Efforts to stop the BLM abuses have a long history. A coalition including The Fund for Animals and Animal Protection Institute pressed for and, in 1987, obtained a federal court injunction prohibiting BLM from titling wild horses to buyers who it knew would send them to slaughter. But the trips to the killing grounds continued. With a federal judge as mediator, the animal welfare groups and the BLM reached an agreement last October on a reform plan that will require the agency: to obtain from adopters a sworn affidavit, under penalty of perjury, that they do not intend to send their horses to slaughter; to work with slaughterhouses and U.S. Department of Agriculture inspectors on a notification policy for BLM-branded horses; and to end the policy of allowing more than four horses to be adopted at once (which just make things easier for the killer-buyers). “Selling these horses to slaughterhouses is simply a fraud at the taxpayers’ and the horses’ expense,” says Mike Markarian, a spokesman for The Fund for Animals.

While most humane groups oppose slaughterhouse sales in any form, some have devoted efforts to reforming aspects of the business. The Washington-based American Horse Protection Association (AHPA) was one of a number of groups, including HSUS, pushing for transport reform for slaughterhouse-bound horses. According to Robin Lohmis, AHPA executive director, horses are often carried in double-decker cattle trucks that don’t even allow horses to stand up. Humane lobbying work led to legislation in 1996 that authorizes the Secretary of Agriculture to draft federal reform regulations, but it may be 1999 before the new laws are in effect.

Some frontline activists, like Linda Moss of Equus Rescue and Sanctuary in Glendale, California, want to see horse slaughterhouses totally banned, and say transport reforms are wasted effort. “They make it appear that something’s being done, but what they really do is regulate the horse into the agricultural code as an animal for slaughter,” she says.

Groups like Equus, of which there are many in California, form a core activist constituency for the state ballot initiative, which is spearheaded by Cathleen Doyle and Sherri DeBore of Save the Horses. It will likely go before the voters in November, 1998. The initiative, which had 95 percent support in a recent Decision Research poll, would make sending a horse to slaughter a felony, with penalties of up to three years in jail.
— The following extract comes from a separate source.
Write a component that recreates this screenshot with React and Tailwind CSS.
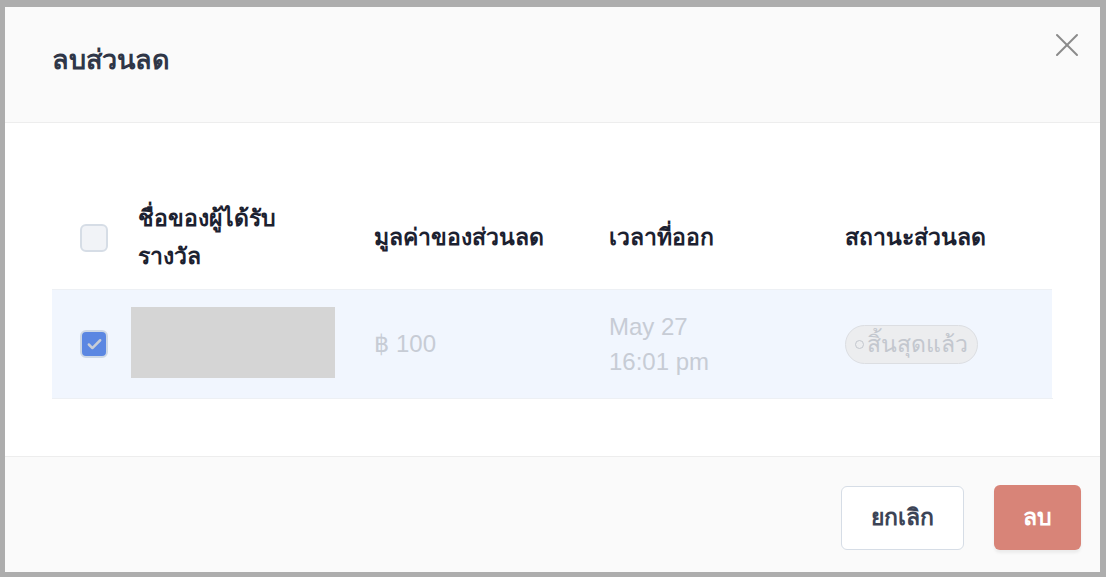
import { X, Check } from 'lucide-react';

const font = { fontFamily: '"Liberation Sans", "Noto Sans", "DejaVu Sans", sans-serif' };

const DeleteDiscountModal = () => {
  return (
    <div className="w-[1106px] h-[577px] bg-[#adadad] pt-[7px] pl-[5px]" style={font}>
      <div className="w-[1095px] h-[565px] bg-white flex flex-col">
        {/* Header */}
        <div className="h-[116px] bg-[#fafafa] border-b border-[#ededed] flex items-center justify-between pl-[47px] pr-[13px] shrink-0">
          <h2 className="text-[27px] font-semibold text-[#2f3647] -mt-[9px]">ลบส่วนลด</h2>
          <button className="text-[#8a8a8a] -mt-[40px]">
            <X size={40} strokeWidth={1.2} />
          </button>
        </div>

        {/* Body */}
        <div className="flex-1 px-[47px] pt-[63px]">
          <div className="grid grid-cols-[79px_235px_235px_236px_215px] border-b border-[#edf0f4]">
            {/* header row */}
            <div className="h-[104px] flex items-center pl-[28px] border-b border-[#edf0f4]">
              <span className="w-[28px] h-[28px] rounded-[6px] border-2 border-[#d6dde6] bg-[#f1f3f7]"></span>
            </div>
            <div className="h-[104px] flex items-center pl-[7px] pb-[2px] border-b border-[#edf0f4] text-[23px] font-bold text-[#1c2130] leading-[38px]">
              ชื่อของผู้ได้รับ<br />รางวัล
            </div>
            <div className="h-[104px] flex items-center pl-[8px] border-b border-[#edf0f4] text-[23px] font-bold text-[#1c2130]">
              มูลค่าของส่วนลด
            </div>
            <div className="h-[104px] flex items-center pl-[8px] border-b border-[#edf0f4] text-[23px] font-bold text-[#1c2130]">
              เวลาที่ออก
            </div>
            <div className="h-[104px] flex items-center pl-[8px] border-b border-[#edf0f4] text-[23px] font-bold text-[#1c2130]">
              สถานะส่วนลด
            </div>

            {/* data row */}
            <div className="h-[108px] bg-[#f1f6fe] flex items-center pl-[28px]">
              <span className="w-[28px] h-[28px] rounded-[6px] border-2 border-[#cdd8e6] bg-[#5b87e2] flex items-center justify-center">
                <Check size={17} strokeWidth={3.5} className="text-[#c8cdd6]" />
              </span>
            </div>
            <div className="h-[108px] bg-[#f1f6fe] flex items-center">
              <div className="w-[204px] h-[71px] bg-[#d5d5d5] -mt-[3px]"></div>
            </div>
            <div className="h-[108px] bg-[#f1f6fe] flex items-center pl-[8px] text-[24px] text-[#c7ccd5]">
              ฿ 100
            </div>
            <div className="h-[108px] bg-[#f1f6fe] flex items-center pl-[8px] text-[24px] text-[#c7ccd5] leading-[35px]">
              May 27<br />16:01 pm
            </div>
            <div className="h-[108px] bg-[#f1f6fe] flex items-center pl-[8px]">
              <span className="h-[39px] pl-[9px] pr-[9px] rounded-full bg-[#ecedef] border border-[#dcdee2] flex items-center gap-[3px] text-[23px] text-[#c3c7ce]">
                <span className="w-[9px] h-[9px] rounded-full border border-[#c3c7ce]"></span>
                สิ้นสุดแล้ว
              </span>
            </div>
          </div>
        </div>

        {/* Footer */}
        <div className="h-[116px] bg-[#fafafa] border-t border-[#ededed] flex items-center justify-end gap-[30px] pr-[19px] shrink-0">
          <button className="w-[123px] h-[64px] rounded-[6px] border border-[#d6dde6] bg-white text-[23px] font-bold text-[#3c4456] mt-[6px]">
            ยกเลิก
          </button>
          <button className="w-[87px] h-[65px] rounded-[6px] bg-[#d88478] text-[23px] font-bold text-white shadow-[0_3px_3px_rgba(0,0,0,0.06)] mt-[6px]">
            ลบ
          </button>
        </div>
      </div>
    </div>
  );
};

export default function App() {
  return <DeleteDiscountModal />;
}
Selling horsemeat would also be banned.

Not surprisingly, the slaughterhouse owners oppose the petition drive. “That’s a ridiculous effort,” says Grant Heberlein, general manager of Bel-Tex in Fort Worth, Texas. “If it’s passed, thousands of horses will have to be buried and it will create a tremendous problem with groundwater contamination in California.”

Doyle responds that there are more than 300 landfills in California that will accept large carcasses, as well as an extensive network of rendering plants that process euthanized horses into a variety of products. “What you’re getting is disinformation from the horsemeat industry,” Doyle says.